In 2019, remnant Nakumatt branches’ sale realized a paltry KSh 422.5 Million against an outstanding debt estimated at KSh 38 Billion.
But even with liquidation of Nakumatt, analysts maintain that unsecured investors who bought its KSh 4 billion commercial paper, are unlikely to get anything out of the retailer’s liquidation.
Nakumatt failed to redeem its commercial paper, the default exposing individual holders, investment banks, fund managers, insurance firms, and other dealers, to huge losses.
The insolvent Nakumatt Holding, was considered Kenya’s largest supermarket chain some 4 years ago. At the height of its market clout, Nakumatt’s network included 45 in Kenya, 9 in Uganda, 5 in Tanzania, and 3 in Rwanda.
The retailer packed a turnover of more than KSh 52.2 billion.
Like, Tuskys supermarket, Nakumatt’s trouble begun with cash flow problems.
Following its collapse, creditors have opted to go for properties owned by owner of the defunct outlet Atul Shah.
KCB, Diamond Trust Bank, StanChart, and the Bank of Africa (BOA) are locked in an auction row with Shah, in their bid to recover KSh 7.5 billion from the business.

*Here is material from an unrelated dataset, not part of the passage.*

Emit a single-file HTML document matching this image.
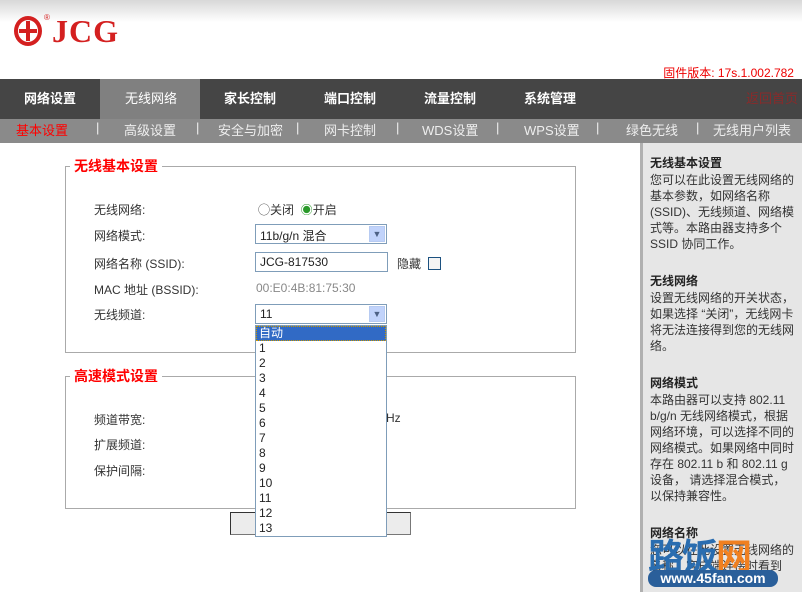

Nakumatt had entered voluntary supervision in early 2018 as it sought to protect itself from its creditors. The retailer owes KSh 20 billion to suppliers, while landlords, banks, and commercial paper holders are owed close to KSh 18 billion.
On the list of the biggest Nakumatt creditors are banks, who are owed KSh 6.9 Billion, Kenya Revenue Authority (KRA) KSh 1.8 Billion, and Trade Creditors KSh 18.6 Billion.